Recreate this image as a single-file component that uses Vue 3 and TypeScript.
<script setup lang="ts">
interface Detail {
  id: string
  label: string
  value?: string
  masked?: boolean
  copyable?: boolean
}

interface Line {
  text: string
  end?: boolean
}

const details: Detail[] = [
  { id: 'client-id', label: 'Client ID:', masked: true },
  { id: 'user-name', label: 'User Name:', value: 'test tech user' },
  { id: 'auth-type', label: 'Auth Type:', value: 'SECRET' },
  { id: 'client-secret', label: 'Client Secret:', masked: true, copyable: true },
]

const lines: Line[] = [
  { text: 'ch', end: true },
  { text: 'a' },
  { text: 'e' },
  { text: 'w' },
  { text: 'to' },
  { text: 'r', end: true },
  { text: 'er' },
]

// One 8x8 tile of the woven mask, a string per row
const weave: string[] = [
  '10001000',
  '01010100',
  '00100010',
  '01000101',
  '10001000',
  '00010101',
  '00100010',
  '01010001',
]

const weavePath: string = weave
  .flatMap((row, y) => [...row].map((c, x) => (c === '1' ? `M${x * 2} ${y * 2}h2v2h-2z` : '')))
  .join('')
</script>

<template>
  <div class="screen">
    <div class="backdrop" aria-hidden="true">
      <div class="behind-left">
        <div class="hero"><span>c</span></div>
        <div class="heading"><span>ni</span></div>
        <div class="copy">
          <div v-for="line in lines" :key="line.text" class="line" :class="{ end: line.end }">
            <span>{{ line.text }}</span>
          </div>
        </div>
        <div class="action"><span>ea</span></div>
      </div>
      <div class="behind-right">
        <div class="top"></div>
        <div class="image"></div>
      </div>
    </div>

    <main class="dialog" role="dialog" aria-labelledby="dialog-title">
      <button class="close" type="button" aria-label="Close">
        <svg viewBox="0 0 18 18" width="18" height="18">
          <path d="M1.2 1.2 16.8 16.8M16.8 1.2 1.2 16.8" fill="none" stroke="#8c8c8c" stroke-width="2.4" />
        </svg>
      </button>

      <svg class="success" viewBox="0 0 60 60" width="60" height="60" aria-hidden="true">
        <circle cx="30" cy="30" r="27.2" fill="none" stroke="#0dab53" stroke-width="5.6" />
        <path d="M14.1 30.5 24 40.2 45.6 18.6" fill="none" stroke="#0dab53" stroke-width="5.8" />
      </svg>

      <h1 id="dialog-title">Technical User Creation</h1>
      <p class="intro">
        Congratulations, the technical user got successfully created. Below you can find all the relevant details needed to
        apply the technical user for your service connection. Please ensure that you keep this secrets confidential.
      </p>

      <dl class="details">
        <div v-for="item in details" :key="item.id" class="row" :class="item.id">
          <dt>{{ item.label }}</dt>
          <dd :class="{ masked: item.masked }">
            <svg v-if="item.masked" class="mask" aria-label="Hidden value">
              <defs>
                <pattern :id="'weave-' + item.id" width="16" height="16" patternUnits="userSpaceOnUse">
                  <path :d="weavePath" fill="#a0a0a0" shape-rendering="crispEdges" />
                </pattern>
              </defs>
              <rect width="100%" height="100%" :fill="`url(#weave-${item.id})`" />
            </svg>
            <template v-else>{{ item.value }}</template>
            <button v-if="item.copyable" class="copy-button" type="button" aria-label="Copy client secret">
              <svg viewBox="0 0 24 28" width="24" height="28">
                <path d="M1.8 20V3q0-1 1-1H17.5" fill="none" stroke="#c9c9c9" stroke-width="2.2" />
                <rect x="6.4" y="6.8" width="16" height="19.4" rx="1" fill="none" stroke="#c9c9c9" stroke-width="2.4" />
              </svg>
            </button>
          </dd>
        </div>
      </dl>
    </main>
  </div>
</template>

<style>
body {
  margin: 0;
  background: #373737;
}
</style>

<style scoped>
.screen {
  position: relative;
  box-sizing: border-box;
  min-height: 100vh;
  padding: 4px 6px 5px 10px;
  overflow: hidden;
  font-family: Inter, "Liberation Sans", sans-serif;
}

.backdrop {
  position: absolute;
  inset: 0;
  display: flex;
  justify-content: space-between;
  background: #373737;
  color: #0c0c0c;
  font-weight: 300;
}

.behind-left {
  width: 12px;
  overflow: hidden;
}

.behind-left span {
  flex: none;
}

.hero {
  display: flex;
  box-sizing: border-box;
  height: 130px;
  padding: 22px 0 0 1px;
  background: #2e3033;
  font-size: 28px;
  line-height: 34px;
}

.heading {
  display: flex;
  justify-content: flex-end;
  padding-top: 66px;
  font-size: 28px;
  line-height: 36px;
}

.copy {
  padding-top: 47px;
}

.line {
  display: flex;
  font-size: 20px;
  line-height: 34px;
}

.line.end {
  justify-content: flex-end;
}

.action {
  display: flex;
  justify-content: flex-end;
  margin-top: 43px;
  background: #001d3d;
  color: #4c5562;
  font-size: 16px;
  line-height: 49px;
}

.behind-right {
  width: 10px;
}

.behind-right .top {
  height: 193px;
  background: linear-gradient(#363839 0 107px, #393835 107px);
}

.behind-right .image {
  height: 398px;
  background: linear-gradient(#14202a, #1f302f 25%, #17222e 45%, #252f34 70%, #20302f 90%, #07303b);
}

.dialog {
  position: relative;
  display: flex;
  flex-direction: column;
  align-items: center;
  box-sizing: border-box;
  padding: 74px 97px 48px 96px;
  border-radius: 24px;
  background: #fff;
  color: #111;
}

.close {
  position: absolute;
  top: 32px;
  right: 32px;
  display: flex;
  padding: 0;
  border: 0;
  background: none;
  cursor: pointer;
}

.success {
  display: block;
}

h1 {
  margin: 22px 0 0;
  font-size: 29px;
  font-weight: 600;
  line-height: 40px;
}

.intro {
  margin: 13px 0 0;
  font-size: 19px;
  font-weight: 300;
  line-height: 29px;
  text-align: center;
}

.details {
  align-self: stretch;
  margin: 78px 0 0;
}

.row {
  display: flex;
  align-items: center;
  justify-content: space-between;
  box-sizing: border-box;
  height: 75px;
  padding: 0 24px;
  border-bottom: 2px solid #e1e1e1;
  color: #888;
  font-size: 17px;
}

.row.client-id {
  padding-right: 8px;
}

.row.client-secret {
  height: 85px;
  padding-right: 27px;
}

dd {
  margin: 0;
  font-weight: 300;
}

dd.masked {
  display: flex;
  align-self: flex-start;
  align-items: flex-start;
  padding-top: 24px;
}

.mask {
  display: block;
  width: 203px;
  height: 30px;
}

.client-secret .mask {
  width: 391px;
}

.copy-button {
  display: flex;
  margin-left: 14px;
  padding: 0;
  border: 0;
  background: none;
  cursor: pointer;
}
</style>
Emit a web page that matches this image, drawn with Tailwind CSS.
+++++
- [THE REQUEST]: Find the lines containing "image" and list every one of them.

- [WRITTEN SOLUTION]:
Recreate this image as a single-file component that uses Vue 3 and TypeScript.
        <div class="image"></div>
.behind-right .image {
Emit a web page that matches this image, drawn with Tailwind CSS.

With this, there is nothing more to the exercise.